Previously we examined Hegel’s ‘Doctrine of Being’ in the Science of Logic. We begin with the pure indeterminate concept of being. There is nothing to determine it as a concept, nothing mediating it as a concept, because as indeterminate it does not stand in distinction to any other concept. It vanishes into pure indeterminate nothingness, and out of that we move to the concept of becoming. Because of the vanishing of the concept of being, the process itself is not aware that the concept it becomes co-determines and thus mediates it. Eventually this process develops to produce the concept of measure, which for the first time has two concurrent terms that mutually determine and thus mutually mediate one another. This process itself then realizes what essence is (because it sees terms being co-determined and c0-mediated, which allows for one to be distinguished from another), then the process from within itself retrospectively sees that from the beginning its categories, like being, had an essence to them.

We now turn to the next section, the Doctrine of Essence. Essence, as we will see, is the truth of being. Being is something purely immediate, but essence is something mediated [the essence of something is understood in terms of its specific differences with other essences], so essence is the negation and sublation of being. But because essence results from the dialectic of being, it preserves being. Essence is determined as not-immediacy. But, because essence is the moment of the dissolution of being, it has a degree of immediacy [because that to which it would relate has vanished]. Both essence and being stand on their own in their own immediacy; they are indifferent but equal. But since in themselves they are not related to one another, “it is only our own intervention that characterizes one as essential and the other as inessential”. (140)

But if we are conceiving being and essence as without relation to one another, then essence is no longer the foundation, the essential, in relation to being. We can only then understand these terms using a sort of picture thinking that allows us to see the relations between them as external. But, we cannot think essence apart from being, as essence is being’s activity of dissolving itself. This means that being cannot be. Thus it cannot be there to stand opposed to essence. Thus there is no third outside to the two of them to unite them [because they are inside one another?] [Note how from the perspective of essence, being only seemed to be pure immediacy.] “Being, insofar as it is immediacy, is now a mere seeming, a Schein, as it is only the seeming of immediacy that remains distinct from essence.” (140) “With this move, the relation of being to the movement of its development is now schematized as essence within the dialectic itself.” (140)

What Hegel has to say about the relation between seeming and essence is here unclear, but it is important for understanding how Hegel’s dialectic moves away from Kantian sort of transcendental positions. (140) We return to this topic in chapter 7.

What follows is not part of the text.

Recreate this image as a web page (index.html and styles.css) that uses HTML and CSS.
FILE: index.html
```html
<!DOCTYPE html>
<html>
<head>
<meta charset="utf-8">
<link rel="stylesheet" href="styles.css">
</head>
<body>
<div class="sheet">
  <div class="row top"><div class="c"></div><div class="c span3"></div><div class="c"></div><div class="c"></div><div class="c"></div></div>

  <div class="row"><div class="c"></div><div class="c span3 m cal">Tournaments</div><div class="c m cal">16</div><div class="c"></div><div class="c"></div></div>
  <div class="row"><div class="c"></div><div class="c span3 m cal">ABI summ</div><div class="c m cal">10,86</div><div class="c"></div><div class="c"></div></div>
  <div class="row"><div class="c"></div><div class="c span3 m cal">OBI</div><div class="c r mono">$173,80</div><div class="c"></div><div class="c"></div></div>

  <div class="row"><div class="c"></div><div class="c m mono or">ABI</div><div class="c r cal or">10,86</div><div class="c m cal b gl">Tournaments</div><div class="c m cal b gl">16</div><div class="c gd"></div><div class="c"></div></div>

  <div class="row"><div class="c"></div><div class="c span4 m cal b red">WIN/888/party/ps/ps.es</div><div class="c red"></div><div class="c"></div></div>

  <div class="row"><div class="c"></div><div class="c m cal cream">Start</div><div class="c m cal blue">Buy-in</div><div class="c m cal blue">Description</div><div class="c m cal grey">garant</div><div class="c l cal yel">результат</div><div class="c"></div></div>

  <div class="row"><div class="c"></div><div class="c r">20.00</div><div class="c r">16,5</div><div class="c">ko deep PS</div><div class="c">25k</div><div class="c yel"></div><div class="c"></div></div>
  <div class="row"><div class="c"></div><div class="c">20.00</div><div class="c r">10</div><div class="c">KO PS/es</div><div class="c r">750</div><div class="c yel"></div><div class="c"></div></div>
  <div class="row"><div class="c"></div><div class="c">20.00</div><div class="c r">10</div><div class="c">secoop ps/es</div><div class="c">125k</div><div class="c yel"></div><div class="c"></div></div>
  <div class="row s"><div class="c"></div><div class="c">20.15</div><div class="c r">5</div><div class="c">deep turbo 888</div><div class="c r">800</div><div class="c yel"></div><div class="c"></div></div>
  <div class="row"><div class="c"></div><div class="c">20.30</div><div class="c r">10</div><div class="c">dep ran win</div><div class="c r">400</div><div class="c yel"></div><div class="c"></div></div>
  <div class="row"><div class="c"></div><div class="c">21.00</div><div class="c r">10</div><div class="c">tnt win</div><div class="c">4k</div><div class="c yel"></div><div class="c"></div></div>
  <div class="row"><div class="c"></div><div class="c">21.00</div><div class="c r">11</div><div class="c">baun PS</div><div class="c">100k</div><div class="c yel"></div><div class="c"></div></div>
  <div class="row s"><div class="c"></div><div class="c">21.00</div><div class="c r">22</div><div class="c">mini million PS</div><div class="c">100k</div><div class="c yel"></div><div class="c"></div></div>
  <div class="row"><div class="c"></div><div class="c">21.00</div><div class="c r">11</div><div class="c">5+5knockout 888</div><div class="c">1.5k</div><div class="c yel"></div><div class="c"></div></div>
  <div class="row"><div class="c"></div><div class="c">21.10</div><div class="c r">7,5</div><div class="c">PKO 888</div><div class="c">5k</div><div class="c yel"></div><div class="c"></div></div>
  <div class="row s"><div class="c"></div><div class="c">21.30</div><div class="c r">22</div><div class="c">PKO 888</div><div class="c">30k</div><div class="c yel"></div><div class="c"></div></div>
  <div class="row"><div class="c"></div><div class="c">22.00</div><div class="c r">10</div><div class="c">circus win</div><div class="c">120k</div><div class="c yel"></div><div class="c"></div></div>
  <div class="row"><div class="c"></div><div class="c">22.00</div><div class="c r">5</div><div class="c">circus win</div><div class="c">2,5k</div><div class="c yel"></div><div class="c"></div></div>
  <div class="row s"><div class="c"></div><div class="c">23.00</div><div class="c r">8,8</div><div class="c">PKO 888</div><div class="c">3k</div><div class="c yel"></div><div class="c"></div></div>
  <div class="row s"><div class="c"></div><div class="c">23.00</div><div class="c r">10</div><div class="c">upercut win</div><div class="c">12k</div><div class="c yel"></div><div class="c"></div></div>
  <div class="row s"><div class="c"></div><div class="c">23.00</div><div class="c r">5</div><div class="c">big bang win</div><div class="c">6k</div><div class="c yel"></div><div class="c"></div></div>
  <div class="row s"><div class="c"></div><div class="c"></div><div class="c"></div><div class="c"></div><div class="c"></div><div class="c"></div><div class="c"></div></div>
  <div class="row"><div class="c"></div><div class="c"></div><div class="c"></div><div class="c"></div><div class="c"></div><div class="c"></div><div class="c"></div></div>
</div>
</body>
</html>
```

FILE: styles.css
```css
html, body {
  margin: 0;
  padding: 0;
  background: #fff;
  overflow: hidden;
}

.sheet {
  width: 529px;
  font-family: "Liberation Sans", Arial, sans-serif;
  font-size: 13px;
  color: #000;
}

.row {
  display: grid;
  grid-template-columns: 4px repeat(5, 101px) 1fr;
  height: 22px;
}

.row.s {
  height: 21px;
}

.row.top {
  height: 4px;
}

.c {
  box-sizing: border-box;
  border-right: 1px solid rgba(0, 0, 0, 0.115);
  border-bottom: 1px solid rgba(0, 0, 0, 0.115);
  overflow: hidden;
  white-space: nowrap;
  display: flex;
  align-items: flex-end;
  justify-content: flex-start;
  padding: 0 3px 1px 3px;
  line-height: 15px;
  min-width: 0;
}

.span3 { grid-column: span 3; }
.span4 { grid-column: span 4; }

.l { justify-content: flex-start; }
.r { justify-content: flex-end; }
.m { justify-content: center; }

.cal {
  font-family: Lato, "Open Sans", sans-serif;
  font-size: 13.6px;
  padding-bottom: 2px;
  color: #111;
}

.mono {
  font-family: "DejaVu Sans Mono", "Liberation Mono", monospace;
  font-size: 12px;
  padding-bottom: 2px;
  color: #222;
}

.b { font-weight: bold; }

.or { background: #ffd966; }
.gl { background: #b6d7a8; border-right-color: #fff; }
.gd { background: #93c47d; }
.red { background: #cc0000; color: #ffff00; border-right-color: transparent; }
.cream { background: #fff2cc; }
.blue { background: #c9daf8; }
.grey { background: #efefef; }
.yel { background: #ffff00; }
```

The difficulty with seeming and essence is that they both seem to have a form of self-sufficiency [but also they are not opposed to each other or externally related to one another.] But

In order to show that this separation of seeming from essence breaks down, we need to show that ‘the determinations which distinguish it from essence are determinations of essence itself' (SL, 397). The key determinations that essence must therefore be shown to have are immediacy and nonbeing. (140)

[Essence is the product of determination] so “Essence first of all is negativity, as it is the negation of immediate being”. (140) That means essence is not immediate. But, it emerges immanently from being’s movement. As the truth of being [which is immediacy] essence cannot merely be not immediacy. Essence “is the true character of immediacy, or what immediacy has turned out to be”. (141)

[Being’s vanishing is one negation (its becoming determinate), and this is essence. But essence is what being turns out to be, so it is also the negation of the negation of immediacy (because it is a return to what immediacy is, a negation of mediacy which was a negation of immediacy).] “Essence is therefore the negation of a negation, which will lead to an alteration in our conception of essence”. (141) Being as immediacy at first seemed independent of any ground. But [through its movement] it refers outside of itself, and so it is mediated. Now, self-sufficiency is the defining characteristic of immediacy. [Essence as the essence of being would then be self sufficient]. The negation of the negation [essence’s taking on the characteristic of being’s immediacy] is not “supported by anything external but instead refers to itself. Such a moment of self-relation is therefore a moment where essence is immediately itself.” (141) So long as it is the dissolution of being, essence is identical with itself. So being has an apparent immediacy that turns out to not be so. That mediacy of being, its movement to being determined, is its essence. That essence is mediacy, but as the truth of being, it somehow shares in being’s immediacy. So essence here is “the real immediate 'beneath' the apparent immediate of being.” (141) But paradoxically, this double negation which shows the real immediacy of being is also a mediated structure. Here we have a structure where negation negates itself. [So insofar as we are talking about essence as the truth of being, we are talking about immediacy, but insofar as we are talking about essence as a negation of a negation, then we are talking about something, a negation, that is mediated through its second negation (it is determined by that second negation and is thus mediated by it).]

So essence as the negation of negation is also mediation, thus it only seems to be immediate being. “With this move, essence is now seen as that which is itself appearance, and through its own self-relation, that which generates the immediacy that we take to be illusory being.” (141) But the dialectic goes further. [We are seeing essence as ‘projecting seeming’. Essence seems to be immediate being, but as the negation of negation is mediation. But if it is just seeming, then it is not in conjunction with immediacy]. So essence on the one hand is mediation, but because it is separate from its projection, it on the other hand has a level of immediacy as self-sufficiency. Recall that essence is defined as mediation. “Once this fact is recognized, we can further note that just as immediate being is the seeming of essence, so essence as separated from this immediacy is once again an immediacy, and therefore once again a seeming of essence. We can now see that essence precisely is nothing other than what it seems to be.” (141) [Immediate being is the seeming of essence, because essence is mediation and not immediacy. Somehow this makes essence an immediacy, I don’t know how. Essence seems to be immediacy, turns out not to be because it is mediation, then for some reason in fact is immediacy.]

We now sum up the interrelations of essence to seeming. [I have to quote this because I cannot explain it.]

We can sum up the interrelations of essence to seeming by following the course that seeming takes through the dialectic. At first, being is conceived of as a determinate being that is merely inessential in relation to essence. Through our recognition that essence is the truth of being, we were brought to the understanding of being as mere seeming. With the recognition of self-reflection, we at first move to a view that seeming is a mere projection of essence, but once we reject the immediacy implicit in this view, we cannot any longer separate seeming from essence even as a projection. At this point, essence itself, in its own reflexivity, is the process of seeming. What this means is that essence constitutes seeming through a process of reflection (as negativity). It is in this movement of reflection that the ideas of difference and contradiction emerge, as determinations of reflection. That is, these concepts play a role in the very determination of seeming constituted through the reflection of essence. Once the immediacy of seeming is recognized to be constituted by essence itself, however, seeming is now understood as constituted immediacy. (142)


Somers-Hall, Henry (2012) Hegel, Deleuze, and the Critique of Representation. Dialectics of Negation and Difference. Albany: SUNY.